Shareholder Protection Act of 2011 - Amends the Securities Exchange Act of 1934 to require that any solicitation of a proxy, consent, or authorization with respect to any security of an issuer: (1) describe the specific nature (to the extent known) and total amount of expenditures proposed for political activities for the forthcoming fiscal year but not yet authorized by a vote of the issuer's shareholders, and (2) provide for a separate shareholder vote to authorize such proposed expenditures.

Prohibits an issuer from making an expenditure for political activities in any fiscal year unless: (1) such expenditure is of the nature of those proposed by the issuer according to the requirements of this Act; and (2) authorization for such expenditure has been granted by votes representing a majority of outstanding shares.

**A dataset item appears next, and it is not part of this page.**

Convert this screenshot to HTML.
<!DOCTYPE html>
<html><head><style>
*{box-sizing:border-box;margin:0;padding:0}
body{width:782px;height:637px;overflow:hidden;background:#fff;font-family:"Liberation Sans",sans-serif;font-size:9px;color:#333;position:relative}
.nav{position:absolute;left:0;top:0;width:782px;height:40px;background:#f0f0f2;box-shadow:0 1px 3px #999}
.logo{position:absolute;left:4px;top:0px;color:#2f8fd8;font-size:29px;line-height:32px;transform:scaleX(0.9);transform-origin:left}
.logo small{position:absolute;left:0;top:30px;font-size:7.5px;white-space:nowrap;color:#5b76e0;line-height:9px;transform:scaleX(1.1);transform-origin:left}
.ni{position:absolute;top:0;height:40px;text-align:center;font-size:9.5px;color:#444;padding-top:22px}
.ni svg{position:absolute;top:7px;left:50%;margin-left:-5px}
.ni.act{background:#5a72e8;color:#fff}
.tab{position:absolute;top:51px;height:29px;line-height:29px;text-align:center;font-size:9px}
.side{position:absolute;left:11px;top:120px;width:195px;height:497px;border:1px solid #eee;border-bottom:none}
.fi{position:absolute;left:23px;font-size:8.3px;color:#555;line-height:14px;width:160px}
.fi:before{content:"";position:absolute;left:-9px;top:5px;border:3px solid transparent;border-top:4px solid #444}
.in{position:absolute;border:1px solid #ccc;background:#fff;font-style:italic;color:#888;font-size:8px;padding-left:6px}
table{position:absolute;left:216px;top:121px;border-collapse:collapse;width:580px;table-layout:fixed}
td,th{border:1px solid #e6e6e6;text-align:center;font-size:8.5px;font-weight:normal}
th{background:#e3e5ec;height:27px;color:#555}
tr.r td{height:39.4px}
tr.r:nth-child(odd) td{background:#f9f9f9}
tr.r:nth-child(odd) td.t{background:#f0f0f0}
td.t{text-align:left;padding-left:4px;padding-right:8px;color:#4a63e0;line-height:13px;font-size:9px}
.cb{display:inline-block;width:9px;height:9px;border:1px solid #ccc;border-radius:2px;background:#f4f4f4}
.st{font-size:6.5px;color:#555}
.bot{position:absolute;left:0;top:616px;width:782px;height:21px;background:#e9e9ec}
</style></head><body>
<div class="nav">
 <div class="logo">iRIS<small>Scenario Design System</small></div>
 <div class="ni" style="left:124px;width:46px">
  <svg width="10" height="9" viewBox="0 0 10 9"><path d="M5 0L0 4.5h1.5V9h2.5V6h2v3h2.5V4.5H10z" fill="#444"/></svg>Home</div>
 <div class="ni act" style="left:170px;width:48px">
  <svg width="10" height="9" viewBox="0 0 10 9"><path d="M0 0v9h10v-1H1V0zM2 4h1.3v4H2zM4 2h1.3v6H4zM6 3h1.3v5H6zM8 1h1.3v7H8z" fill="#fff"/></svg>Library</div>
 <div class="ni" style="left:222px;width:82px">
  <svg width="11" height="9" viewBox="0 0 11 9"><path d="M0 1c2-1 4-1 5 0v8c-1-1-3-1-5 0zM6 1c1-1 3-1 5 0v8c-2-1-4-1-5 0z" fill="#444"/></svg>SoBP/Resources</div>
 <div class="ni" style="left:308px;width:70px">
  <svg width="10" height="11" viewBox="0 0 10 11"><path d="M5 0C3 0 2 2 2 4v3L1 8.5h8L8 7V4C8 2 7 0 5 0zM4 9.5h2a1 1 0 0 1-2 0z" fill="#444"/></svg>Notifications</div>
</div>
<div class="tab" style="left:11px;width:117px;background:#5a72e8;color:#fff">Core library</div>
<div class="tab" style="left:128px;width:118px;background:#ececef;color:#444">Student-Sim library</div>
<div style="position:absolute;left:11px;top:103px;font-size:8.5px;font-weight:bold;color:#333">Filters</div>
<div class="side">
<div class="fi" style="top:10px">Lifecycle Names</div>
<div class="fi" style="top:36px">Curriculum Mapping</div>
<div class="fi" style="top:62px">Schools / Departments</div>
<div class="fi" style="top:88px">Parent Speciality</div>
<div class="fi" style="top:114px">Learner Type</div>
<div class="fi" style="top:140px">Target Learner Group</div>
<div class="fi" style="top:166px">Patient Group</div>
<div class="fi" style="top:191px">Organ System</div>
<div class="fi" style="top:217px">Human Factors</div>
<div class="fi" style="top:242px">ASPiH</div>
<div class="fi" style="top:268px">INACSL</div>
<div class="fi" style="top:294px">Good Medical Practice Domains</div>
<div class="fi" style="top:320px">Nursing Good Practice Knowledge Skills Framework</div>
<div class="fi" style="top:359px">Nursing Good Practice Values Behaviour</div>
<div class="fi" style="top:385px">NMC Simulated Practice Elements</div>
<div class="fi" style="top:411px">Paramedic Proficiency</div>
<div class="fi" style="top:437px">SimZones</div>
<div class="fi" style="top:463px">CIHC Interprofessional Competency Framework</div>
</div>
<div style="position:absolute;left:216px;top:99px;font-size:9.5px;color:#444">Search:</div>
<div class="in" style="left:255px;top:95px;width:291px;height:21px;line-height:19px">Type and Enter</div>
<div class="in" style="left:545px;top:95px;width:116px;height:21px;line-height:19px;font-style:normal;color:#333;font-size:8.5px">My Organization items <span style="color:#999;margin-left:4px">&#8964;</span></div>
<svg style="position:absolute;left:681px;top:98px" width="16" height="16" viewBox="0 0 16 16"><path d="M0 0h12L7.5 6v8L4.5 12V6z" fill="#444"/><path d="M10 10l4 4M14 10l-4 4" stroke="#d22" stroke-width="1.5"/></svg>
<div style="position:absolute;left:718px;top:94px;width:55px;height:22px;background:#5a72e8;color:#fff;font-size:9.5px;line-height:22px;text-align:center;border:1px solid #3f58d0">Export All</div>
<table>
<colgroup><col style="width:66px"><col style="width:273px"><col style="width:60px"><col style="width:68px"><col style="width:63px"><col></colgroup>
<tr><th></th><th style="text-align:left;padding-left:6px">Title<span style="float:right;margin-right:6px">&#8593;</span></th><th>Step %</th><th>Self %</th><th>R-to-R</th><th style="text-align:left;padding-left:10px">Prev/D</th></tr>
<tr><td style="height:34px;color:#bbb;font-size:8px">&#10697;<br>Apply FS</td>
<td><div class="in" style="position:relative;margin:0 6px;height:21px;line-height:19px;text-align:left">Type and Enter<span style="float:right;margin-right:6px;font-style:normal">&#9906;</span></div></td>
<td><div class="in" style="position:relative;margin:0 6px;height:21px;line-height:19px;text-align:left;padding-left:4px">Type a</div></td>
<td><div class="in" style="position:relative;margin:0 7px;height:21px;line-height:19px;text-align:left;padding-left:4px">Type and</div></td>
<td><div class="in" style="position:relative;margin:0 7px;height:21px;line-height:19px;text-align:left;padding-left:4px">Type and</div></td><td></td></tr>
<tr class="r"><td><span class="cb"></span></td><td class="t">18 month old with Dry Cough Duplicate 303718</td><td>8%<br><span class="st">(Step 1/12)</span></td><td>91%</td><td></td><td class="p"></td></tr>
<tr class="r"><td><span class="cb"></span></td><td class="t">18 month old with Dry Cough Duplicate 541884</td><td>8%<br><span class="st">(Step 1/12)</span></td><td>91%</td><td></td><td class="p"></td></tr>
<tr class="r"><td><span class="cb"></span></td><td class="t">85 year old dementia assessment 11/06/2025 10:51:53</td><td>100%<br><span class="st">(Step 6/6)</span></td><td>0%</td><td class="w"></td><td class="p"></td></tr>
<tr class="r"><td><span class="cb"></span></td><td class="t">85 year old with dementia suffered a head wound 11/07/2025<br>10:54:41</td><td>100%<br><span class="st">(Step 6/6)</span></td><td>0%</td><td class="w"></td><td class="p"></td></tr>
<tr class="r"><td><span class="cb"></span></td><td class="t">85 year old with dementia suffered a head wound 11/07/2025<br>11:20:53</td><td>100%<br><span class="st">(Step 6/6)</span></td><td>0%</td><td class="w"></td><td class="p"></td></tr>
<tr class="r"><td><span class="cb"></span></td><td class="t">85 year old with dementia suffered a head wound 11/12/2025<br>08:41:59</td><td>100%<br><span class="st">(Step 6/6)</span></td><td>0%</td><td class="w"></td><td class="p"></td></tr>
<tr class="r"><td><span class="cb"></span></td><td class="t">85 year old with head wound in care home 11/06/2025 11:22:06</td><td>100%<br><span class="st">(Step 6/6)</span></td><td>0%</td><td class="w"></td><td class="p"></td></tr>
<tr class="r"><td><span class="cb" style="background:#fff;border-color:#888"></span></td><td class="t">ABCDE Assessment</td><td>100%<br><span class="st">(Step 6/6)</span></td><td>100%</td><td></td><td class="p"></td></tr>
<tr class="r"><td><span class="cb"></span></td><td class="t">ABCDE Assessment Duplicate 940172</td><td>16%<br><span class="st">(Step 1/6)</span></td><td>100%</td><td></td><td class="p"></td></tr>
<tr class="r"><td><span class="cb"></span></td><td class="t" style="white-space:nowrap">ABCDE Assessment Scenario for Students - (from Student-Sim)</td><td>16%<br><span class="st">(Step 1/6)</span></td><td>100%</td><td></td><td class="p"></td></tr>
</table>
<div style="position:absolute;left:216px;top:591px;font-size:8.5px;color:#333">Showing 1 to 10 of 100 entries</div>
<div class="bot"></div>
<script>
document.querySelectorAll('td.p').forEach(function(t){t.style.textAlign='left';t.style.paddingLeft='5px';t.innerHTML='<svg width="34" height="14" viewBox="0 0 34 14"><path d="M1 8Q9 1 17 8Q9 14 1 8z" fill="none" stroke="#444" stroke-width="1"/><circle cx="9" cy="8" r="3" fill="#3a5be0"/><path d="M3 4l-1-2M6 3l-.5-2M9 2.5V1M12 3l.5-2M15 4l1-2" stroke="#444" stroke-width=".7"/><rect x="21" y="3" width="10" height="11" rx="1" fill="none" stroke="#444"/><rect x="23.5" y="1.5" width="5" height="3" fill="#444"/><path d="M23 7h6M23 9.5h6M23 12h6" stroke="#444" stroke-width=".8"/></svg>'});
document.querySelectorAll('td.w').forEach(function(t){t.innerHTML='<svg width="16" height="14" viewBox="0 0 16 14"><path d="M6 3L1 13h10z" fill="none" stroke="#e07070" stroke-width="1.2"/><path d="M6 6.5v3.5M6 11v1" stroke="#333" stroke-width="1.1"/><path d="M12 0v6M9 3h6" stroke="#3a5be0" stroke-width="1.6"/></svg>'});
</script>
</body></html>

Deems a violation of this requirement to be a breach of the fiduciary duty of the officers and directors who authorized such expenditure. Subjects officers and directors who authorize the expenditure without prior shareholder authorization to joint and several liability to any shareholder or class of shareholders for the amount of such expenditure.

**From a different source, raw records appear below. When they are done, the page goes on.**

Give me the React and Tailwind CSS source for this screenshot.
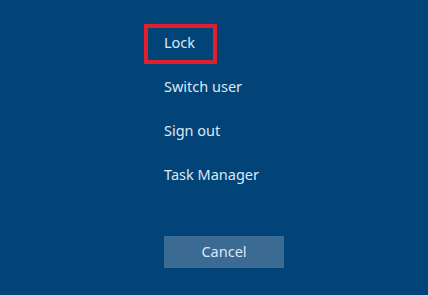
export default function App() {
  const items = ["Switch user", "Sign out", "Task Manager"]

  return (
    <div
      className="w-[428px] h-[295px] bg-[#024478] text-[#dce8f4] overflow-hidden"
      style={{ fontFamily: '"Segoe UI", "Noto Sans", sans-serif' }}
    >
      <div className="pl-[164px] pt-[21px] flex flex-col">
        {/* Lock, focused */}
        <div className="relative h-[44px] flex items-center text-[14.5px]">
          <div className="absolute -left-[20px] top-[3px] w-[73px] h-[40px] border-4 border-[#e0202e]" />
          <span>Lock</span>
        </div>

        {items.map((label) => (
          <div key={label} className="h-[44px] flex items-center text-[14.5px]">
            {label}
          </div>
        ))}

        <button className="mt-[39px] w-[120px] h-[32px] bg-[#3b6a93] text-[14.5px] text-[#dce8f4] flex items-center justify-center">
          Cancel
        </button>
      </div>
    </div>
  )
}
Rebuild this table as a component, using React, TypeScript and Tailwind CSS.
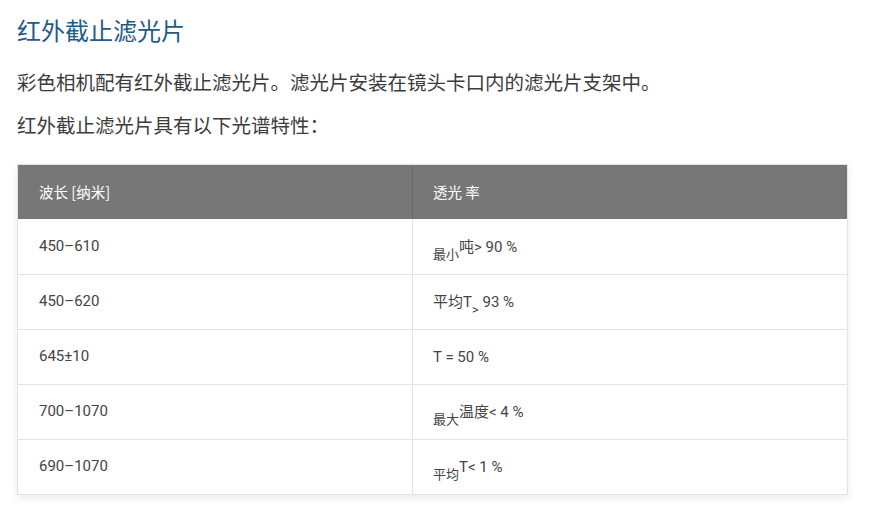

Requires certain institutional investment managers to disclose annually in mandatory reports how they voted (proxies) in certain shareholder votes.

Prohibits any person from bringing any civil, criminal, or administrative action against an institutional investment manager, or any of its employees, officers, or directors, based solely upon the investment manager's decision to divest from, or not to invest in, securities of an issuer because of expenditures for political activities made by that issuer.

Requires the Securities and Exchange Commission (SEC) to direct the national securities exchanges and national securities associations to prohibit the listing of any equity security of an issuer whose corporate bylaws do not expressly provide for a vote of the issuer's directors on any individual expenditure for political activities in excess of $50,000. Requires an issuer to make public, within 48 hours, the individual votes of the directors regarding any such expenditure.

Directs the SEC to: (1) require issuers to disclose expenditures for political activities made during the preceding quarter and the individual votes by board members authorizing such expenditures; and (2) make such reports publicly available through the SEC website.

Requires the SEC to make annual assessments of the compliance by public corporations and their management with the reporting and disclosure requirements of this Act, and the Comptroller General (GAO) to evaluate periodically the effectiveness of SEC oversight of these requirements.